GOAL:
Quote the listing in full, exactly as given, minus any pictures.

DATA EXTRACT:
--- begin ---

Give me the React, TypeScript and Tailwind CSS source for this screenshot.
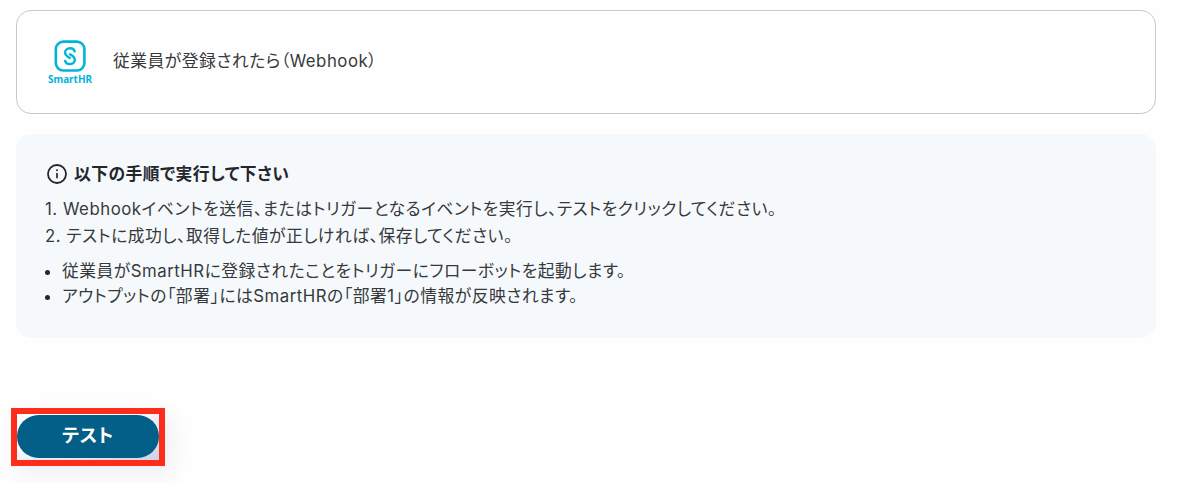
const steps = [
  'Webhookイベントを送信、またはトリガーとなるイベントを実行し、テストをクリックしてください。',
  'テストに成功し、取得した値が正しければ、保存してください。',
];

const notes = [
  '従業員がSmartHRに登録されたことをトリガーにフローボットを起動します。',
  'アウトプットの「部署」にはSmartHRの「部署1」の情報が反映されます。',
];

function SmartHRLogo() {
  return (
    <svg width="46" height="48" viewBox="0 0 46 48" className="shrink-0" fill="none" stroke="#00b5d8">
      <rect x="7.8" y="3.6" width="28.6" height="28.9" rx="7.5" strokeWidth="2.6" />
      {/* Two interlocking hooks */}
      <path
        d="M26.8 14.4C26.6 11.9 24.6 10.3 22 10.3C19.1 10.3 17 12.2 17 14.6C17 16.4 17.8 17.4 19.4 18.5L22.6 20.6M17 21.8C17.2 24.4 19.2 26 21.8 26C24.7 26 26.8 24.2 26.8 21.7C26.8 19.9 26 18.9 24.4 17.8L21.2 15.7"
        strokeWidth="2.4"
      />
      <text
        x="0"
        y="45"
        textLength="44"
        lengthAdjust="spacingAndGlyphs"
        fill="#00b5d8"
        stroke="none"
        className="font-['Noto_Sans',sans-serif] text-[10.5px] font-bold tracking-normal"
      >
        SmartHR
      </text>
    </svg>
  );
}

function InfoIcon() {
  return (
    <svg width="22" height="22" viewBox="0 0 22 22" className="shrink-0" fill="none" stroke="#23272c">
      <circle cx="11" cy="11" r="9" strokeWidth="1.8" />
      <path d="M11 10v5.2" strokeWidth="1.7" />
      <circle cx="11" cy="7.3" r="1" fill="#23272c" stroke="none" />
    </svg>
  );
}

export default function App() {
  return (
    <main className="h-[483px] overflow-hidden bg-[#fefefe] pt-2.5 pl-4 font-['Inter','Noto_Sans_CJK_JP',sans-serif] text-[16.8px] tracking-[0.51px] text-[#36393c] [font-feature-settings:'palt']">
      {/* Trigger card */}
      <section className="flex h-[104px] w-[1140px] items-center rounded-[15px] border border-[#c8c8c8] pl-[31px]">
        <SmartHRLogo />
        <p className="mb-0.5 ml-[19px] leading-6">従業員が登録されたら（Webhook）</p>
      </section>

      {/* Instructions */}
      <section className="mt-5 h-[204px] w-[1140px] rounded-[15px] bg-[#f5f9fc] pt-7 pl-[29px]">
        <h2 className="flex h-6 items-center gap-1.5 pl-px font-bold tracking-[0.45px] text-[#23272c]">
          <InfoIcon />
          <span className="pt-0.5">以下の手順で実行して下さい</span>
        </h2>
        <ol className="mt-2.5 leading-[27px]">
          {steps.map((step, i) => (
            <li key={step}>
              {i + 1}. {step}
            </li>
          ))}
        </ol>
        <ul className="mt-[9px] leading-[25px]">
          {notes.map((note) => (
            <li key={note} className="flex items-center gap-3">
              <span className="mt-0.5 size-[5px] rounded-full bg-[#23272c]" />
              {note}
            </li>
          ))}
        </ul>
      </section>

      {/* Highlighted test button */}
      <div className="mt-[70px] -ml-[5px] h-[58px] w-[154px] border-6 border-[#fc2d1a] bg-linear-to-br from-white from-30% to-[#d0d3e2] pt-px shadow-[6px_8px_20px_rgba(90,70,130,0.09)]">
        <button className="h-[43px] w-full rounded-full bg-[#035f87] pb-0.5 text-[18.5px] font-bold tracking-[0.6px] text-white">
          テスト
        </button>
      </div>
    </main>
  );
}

--- end ---

SOLUTION BELOW:
Give me the React, TypeScript and Tailwind CSS source for this screenshot.
const steps = [
  'Webhookイベントを送信、またはトリガーとなるイベントを実行し、テストをクリックしてください。',
  'テストに成功し、取得した値が正しければ、保存してください。',
];

const notes = [
  '従業員がSmartHRに登録されたことをトリガーにフローボットを起動します。',
  'アウトプットの「部署」にはSmartHRの「部署1」の情報が反映されます。',
];

function SmartHRLogo() {
  return (
    <svg width="46" height="48" viewBox="0 0 46 48" className="shrink-0" fill="none" stroke="#00b5d8">
      <rect x="7.8" y="3.6" width="28.6" height="28.9" rx="7.5" strokeWidth="2.6" />
      {/* Two interlocking hooks */}
      <path
        d="M26.8 14.4C26.6 11.9 24.6 10.3 22 10.3C19.1 10.3 17 12.2 17 14.6C17 16.4 17.8 17.4 19.4 18.5L22.6 20.6M17 21.8C17.2 24.4 19.2 26 21.8 26C24.7 26 26.8 24.2 26.8 21.7C26.8 19.9 26 18.9 24.4 17.8L21.2 15.7"
        strokeWidth="2.4"
      />
      <text
        x="0"
        y="45"
        textLength="44"
        lengthAdjust="spacingAndGlyphs"
        fill="#00b5d8"
        stroke="none"
        className="font-['Noto_Sans',sans-serif] text-[10.5px] font-bold tracking-normal"
      >
        SmartHR
      </text>
    </svg>
  );
}

function InfoIcon() {
  return (
    <svg width="22" height="22" viewBox="0 0 22 22" className="shrink-0" fill="none" stroke="#23272c">
      <circle cx="11" cy="11" r="9" strokeWidth="1.8" />
      <path d="M11 10v5.2" strokeWidth="1.7" />
      <circle cx="11" cy="7.3" r="1" fill="#23272c" stroke="none" />
    </svg>
  );
}

export default function App() {
  return (
    <main className="h-[483px] overflow-hidden bg-[#fefefe] pt-2.5 pl-4 font-['Inter','Noto_Sans_CJK_JP',sans-serif] text-[16.8px] tracking-[0.51px] text-[#36393c] [font-feature-settings:'palt']">
      {/* Trigger card */}
      <section className="flex h-[104px] w-[1140px] items-center rounded-[15px] border border-[#c8c8c8] pl-[31px]">
        <SmartHRLogo />
        <p className="mb-0.5 ml-[19px] leading-6">従業員が登録されたら（Webhook）</p>
      </section>

      {/* Instructions */}
      <section className="mt-5 h-[204px] w-[1140px] rounded-[15px] bg-[#f5f9fc] pt-7 pl-[29px]">
        <h2 className="flex h-6 items-center gap-1.5 pl-px font-bold tracking-[0.45px] text-[#23272c]">
          <InfoIcon />
          <span className="pt-0.5">以下の手順で実行して下さい</span>
        </h2>
        <ol className="mt-2.5 leading-[27px]">
          {steps.map((step, i) => (
            <li key={step}>
              {i + 1}. {step}
            </li>
          ))}
        </ol>
        <ul className="mt-[9px] leading-[25px]">
          {notes.map((note) => (
            <li key={note} className="flex items-center gap-3">
              <span className="mt-0.5 size-[5px] rounded-full bg-[#23272c]" />
              {note}
            </li>
          ))}
        </ul>
      </section>

      {/* Highlighted test button */}
      <div className="mt-[70px] -ml-[5px] h-[58px] w-[154px] border-6 border-[#fc2d1a] bg-linear-to-br from-white from-30% to-[#d0d3e2] pt-px shadow-[6px_8px_20px_rgba(90,70,130,0.09)]">
        <button className="h-[43px] w-full rounded-full bg-[#035f87] pb-0.5 text-[18.5px] font-bold tracking-[0.6px] text-white">
          テスト
        </button>
      </div>
    </main>
  );
}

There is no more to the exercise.